The Press reissued A Thousand and One Afternoons in Chicago last year. Featuring sixty-four columns illustrated with striking pen drawings by Herman Rosse, our new edition is supplemented with an introduction by William Savage, a scholar of Chicago’s early-twentieth century literary history, who sets the book in its historical, biographical, and literary context. As he writes, “A Thousand and One Afternoons in Chicago still speaks to anyone interested in urban history, in urban aesthetics, or in good story-telling.”

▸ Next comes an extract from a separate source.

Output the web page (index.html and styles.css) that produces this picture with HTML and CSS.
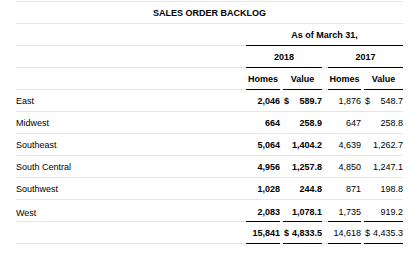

Last year, Julia Keller, Chicago Tribune cultural critic agreed, writing in a review:

The columns in A Thousand and One Afternoons in Chicago are scruffy time capsules of an earlier Chicago, an era that is long gone but still recognizable to readers’ imaginations. Michigan Avenue, Lake Michigan, street names such as Dearborn and Adams and LaSalle and Wabansia, places such as the Art Institute of Chicago—they’re all here, sprinkled amid Hecht’s nervous little haikus of urban life. He calls Chicago ‘a razzle-dazzle of dreams, tragedies, fantasies,’ and his tales capture gorgeous scraps of it, vivid vignettes starring businessmen and hobos and cops and socialites and janitors.… Thanks to Hecht, the Chicago of 1922 and the Chicago of 2009 bump into each other, shake hands, exchange greetings. Then, this being Chicago, they go for a drink and talk about old times. New ones too.

So, as a birthday gift to the late Hecht, take a closer look at his Chicago. It will be a gift to you, as well.